─── Recorded information ───
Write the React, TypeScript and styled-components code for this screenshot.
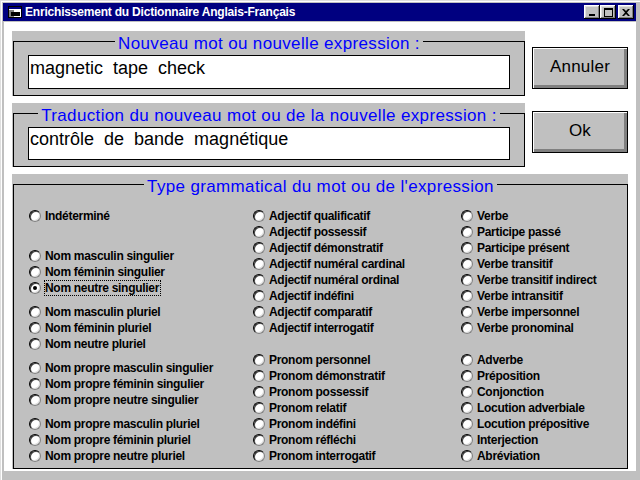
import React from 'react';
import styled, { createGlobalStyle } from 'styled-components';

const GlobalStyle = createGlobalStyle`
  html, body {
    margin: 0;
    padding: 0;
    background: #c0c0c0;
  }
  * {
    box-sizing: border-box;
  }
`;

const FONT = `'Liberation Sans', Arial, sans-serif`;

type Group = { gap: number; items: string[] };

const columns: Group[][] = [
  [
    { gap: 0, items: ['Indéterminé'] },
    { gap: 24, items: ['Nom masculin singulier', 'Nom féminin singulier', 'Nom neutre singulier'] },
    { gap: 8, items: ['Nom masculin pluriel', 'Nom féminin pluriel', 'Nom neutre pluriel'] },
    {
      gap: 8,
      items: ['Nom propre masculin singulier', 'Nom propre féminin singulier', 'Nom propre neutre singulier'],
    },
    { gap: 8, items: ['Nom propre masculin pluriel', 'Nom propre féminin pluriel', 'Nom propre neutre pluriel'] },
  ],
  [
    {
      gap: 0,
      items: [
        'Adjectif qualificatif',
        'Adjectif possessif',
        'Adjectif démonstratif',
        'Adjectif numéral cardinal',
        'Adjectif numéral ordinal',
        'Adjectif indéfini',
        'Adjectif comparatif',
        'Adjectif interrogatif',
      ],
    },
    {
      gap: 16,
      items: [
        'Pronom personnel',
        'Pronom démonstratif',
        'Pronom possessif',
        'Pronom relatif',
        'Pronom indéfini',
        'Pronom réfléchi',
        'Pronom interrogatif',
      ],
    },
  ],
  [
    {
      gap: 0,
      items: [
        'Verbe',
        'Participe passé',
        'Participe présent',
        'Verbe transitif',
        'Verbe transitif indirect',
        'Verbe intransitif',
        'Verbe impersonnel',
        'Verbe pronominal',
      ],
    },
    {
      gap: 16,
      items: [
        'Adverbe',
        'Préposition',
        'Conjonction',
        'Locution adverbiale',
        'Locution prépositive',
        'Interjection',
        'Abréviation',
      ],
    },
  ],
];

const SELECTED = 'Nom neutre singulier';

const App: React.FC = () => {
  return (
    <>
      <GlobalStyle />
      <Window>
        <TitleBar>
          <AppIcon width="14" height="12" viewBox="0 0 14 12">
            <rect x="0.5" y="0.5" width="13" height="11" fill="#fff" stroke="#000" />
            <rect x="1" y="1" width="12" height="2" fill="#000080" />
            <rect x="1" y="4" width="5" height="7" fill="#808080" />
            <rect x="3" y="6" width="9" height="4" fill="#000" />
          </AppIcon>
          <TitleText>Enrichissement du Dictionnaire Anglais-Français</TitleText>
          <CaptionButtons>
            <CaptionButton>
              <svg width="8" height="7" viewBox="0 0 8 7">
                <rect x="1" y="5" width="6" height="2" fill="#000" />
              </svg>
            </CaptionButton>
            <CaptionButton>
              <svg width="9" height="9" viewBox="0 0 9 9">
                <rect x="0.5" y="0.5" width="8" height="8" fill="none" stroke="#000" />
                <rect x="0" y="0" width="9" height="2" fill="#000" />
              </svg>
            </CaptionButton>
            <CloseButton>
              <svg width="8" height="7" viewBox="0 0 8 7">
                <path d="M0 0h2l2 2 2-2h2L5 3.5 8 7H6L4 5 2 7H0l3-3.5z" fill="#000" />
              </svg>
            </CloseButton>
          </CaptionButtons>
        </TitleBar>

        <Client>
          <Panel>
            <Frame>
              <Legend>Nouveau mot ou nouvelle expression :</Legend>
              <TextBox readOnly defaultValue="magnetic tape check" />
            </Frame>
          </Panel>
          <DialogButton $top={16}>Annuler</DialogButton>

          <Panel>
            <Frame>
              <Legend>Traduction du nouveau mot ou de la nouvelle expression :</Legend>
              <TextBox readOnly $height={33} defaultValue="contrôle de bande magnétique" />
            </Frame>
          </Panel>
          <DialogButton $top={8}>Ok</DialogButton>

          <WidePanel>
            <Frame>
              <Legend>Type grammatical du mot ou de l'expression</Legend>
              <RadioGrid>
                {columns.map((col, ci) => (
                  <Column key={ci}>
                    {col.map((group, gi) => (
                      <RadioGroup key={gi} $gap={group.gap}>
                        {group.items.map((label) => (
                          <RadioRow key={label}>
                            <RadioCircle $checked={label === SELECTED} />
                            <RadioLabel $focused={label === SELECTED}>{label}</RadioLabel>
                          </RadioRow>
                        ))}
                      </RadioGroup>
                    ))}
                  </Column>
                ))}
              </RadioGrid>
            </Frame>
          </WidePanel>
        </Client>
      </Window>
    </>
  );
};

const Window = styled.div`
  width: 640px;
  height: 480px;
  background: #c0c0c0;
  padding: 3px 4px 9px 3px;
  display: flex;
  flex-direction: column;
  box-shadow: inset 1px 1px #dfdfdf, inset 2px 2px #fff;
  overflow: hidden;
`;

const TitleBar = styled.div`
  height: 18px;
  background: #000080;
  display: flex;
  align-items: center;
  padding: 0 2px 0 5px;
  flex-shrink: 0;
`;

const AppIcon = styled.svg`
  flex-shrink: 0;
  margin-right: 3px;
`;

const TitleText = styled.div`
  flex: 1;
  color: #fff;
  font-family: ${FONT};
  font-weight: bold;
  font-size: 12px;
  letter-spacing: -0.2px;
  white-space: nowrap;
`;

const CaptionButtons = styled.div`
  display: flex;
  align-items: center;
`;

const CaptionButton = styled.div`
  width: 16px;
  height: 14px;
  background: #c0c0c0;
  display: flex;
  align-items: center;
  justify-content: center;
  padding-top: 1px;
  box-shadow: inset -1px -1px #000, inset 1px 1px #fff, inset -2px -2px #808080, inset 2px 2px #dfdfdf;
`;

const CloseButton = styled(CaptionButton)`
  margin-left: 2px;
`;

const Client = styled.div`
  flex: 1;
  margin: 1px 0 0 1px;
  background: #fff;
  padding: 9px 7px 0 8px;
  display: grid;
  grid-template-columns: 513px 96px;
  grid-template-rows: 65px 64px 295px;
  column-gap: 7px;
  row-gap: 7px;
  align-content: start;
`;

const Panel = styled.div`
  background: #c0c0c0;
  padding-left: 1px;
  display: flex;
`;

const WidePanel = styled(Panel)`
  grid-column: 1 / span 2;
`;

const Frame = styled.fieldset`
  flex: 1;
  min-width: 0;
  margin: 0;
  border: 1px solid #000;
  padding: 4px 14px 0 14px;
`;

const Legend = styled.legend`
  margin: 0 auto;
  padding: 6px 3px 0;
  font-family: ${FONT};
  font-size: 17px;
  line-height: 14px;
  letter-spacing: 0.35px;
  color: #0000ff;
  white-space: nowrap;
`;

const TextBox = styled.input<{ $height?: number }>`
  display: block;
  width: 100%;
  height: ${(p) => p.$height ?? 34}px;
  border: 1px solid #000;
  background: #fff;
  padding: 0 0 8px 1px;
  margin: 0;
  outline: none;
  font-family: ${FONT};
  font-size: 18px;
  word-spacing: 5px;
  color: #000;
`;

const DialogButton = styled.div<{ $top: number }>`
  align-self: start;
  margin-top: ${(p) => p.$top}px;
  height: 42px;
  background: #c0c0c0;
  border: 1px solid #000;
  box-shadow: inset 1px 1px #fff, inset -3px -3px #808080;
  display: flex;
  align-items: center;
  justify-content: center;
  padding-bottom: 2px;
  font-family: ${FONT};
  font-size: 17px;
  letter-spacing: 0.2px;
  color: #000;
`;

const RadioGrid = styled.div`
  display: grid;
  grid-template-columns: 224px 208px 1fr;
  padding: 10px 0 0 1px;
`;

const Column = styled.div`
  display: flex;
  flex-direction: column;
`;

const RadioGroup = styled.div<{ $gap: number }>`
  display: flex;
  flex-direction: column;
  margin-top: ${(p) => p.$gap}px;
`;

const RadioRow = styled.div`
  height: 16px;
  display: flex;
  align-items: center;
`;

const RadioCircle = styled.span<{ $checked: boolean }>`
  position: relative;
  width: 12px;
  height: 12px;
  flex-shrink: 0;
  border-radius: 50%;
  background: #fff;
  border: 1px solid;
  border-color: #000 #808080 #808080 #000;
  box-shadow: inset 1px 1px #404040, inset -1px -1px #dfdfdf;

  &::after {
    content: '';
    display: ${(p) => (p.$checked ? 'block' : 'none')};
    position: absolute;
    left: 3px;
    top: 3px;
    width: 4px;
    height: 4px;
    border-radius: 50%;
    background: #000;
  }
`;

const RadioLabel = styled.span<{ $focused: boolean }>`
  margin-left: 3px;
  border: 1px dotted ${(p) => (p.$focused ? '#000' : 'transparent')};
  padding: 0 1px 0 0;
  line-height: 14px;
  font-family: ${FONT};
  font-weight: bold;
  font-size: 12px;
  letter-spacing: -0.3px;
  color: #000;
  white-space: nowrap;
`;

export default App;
───
*Given task*
Give the count of lines holding the word "React" and nothing more.

*Exercise response*
3